:: Set exercise ::
Copy each line that holds "components".

* begin *

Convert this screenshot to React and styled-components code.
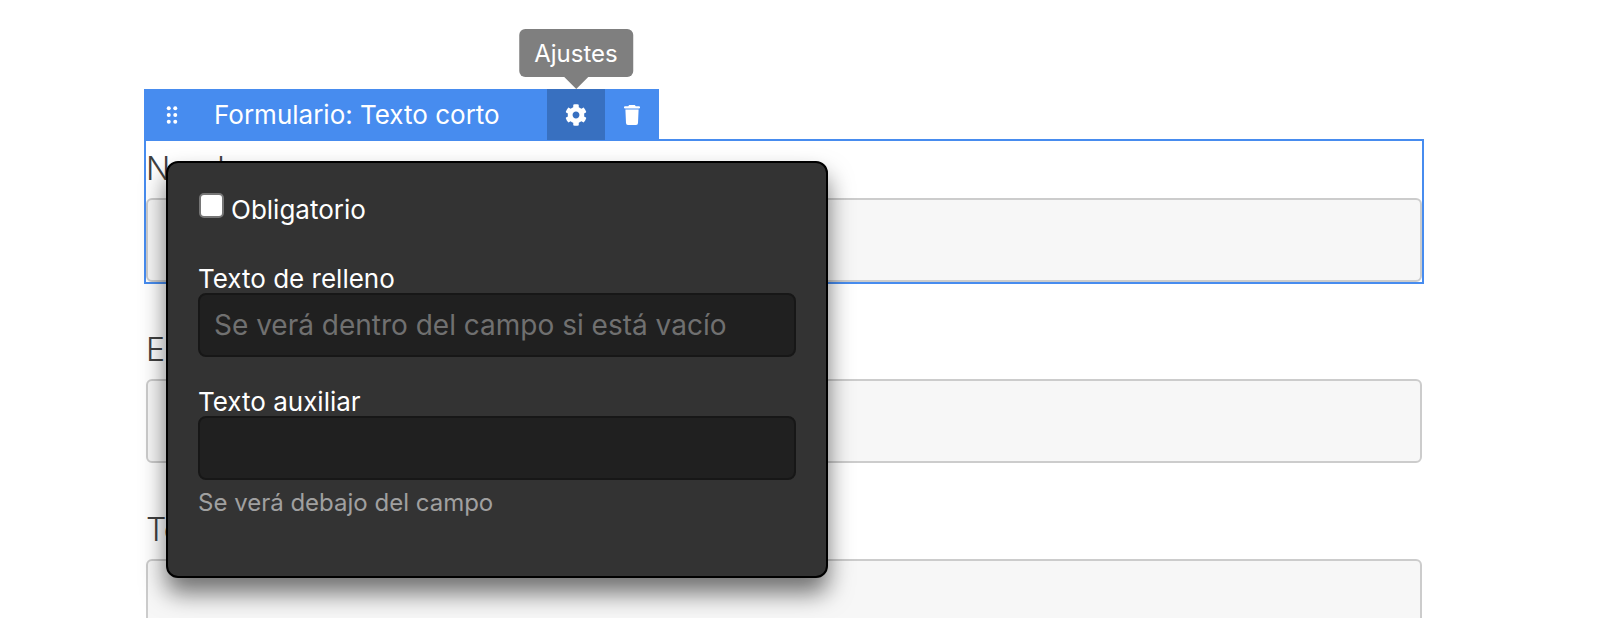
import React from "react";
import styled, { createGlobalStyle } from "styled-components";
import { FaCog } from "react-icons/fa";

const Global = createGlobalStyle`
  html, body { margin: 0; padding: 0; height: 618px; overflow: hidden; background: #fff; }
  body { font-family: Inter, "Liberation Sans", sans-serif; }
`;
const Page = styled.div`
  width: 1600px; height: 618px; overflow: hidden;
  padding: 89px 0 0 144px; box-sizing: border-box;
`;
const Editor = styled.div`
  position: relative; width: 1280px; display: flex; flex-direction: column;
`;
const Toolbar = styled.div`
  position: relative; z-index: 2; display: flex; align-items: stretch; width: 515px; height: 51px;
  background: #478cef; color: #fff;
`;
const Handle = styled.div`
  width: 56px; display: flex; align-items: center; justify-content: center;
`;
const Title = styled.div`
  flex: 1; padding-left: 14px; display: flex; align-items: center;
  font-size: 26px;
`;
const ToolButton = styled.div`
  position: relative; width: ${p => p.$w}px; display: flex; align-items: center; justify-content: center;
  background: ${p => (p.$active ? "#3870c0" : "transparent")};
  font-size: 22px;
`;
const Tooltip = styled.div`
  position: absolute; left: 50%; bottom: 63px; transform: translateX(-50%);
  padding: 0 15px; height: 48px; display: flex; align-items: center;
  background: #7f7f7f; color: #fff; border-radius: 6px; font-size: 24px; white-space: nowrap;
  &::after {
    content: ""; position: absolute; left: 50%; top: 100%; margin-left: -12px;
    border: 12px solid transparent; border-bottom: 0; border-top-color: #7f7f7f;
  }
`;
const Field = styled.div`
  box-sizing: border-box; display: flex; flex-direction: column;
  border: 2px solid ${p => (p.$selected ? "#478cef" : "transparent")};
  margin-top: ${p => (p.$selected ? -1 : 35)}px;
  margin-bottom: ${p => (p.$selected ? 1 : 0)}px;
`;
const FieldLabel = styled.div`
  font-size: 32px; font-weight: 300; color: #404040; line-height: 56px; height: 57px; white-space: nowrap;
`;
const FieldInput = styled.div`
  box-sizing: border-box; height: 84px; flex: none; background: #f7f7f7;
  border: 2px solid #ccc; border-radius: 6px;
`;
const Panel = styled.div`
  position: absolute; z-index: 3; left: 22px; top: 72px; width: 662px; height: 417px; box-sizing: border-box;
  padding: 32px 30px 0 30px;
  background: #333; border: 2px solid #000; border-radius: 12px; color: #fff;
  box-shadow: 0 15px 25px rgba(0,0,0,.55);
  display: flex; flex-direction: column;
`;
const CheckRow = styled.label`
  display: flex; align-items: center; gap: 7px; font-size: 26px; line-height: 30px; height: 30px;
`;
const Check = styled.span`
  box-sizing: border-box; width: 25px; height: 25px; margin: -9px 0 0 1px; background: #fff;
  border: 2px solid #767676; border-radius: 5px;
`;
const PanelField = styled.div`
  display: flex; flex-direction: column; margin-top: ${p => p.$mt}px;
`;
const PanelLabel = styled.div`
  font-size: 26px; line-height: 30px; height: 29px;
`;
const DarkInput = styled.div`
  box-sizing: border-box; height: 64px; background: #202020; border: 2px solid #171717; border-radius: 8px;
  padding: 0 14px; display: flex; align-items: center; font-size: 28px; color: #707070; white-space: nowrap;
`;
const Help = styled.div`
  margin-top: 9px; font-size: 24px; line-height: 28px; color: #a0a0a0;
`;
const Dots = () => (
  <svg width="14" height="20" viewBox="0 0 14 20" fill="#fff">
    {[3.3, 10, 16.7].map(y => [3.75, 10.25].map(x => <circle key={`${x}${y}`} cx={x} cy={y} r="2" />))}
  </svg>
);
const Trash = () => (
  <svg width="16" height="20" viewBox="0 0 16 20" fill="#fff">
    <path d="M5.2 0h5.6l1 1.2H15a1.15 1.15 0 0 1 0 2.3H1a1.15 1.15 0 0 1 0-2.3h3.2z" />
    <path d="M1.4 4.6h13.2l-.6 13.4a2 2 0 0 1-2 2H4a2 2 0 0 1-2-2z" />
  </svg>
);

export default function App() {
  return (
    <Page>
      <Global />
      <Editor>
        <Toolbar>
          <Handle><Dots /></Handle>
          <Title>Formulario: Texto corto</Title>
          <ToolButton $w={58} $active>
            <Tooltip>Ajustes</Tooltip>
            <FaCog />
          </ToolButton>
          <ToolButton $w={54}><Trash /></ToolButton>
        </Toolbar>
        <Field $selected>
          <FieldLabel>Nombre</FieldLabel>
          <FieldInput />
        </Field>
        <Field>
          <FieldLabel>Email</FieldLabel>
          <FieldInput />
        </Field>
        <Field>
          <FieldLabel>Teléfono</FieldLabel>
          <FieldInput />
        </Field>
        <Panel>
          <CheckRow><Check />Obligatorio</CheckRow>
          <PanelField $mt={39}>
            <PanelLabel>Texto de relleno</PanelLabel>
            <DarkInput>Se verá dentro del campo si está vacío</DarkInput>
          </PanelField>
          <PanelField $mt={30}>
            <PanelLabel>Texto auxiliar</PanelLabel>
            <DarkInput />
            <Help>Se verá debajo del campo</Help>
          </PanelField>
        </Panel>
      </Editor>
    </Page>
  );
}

* end *

:: Finished answer ::
Convert this screenshot to React and styled-components code.
import styled, { createGlobalStyle } from "styled-components";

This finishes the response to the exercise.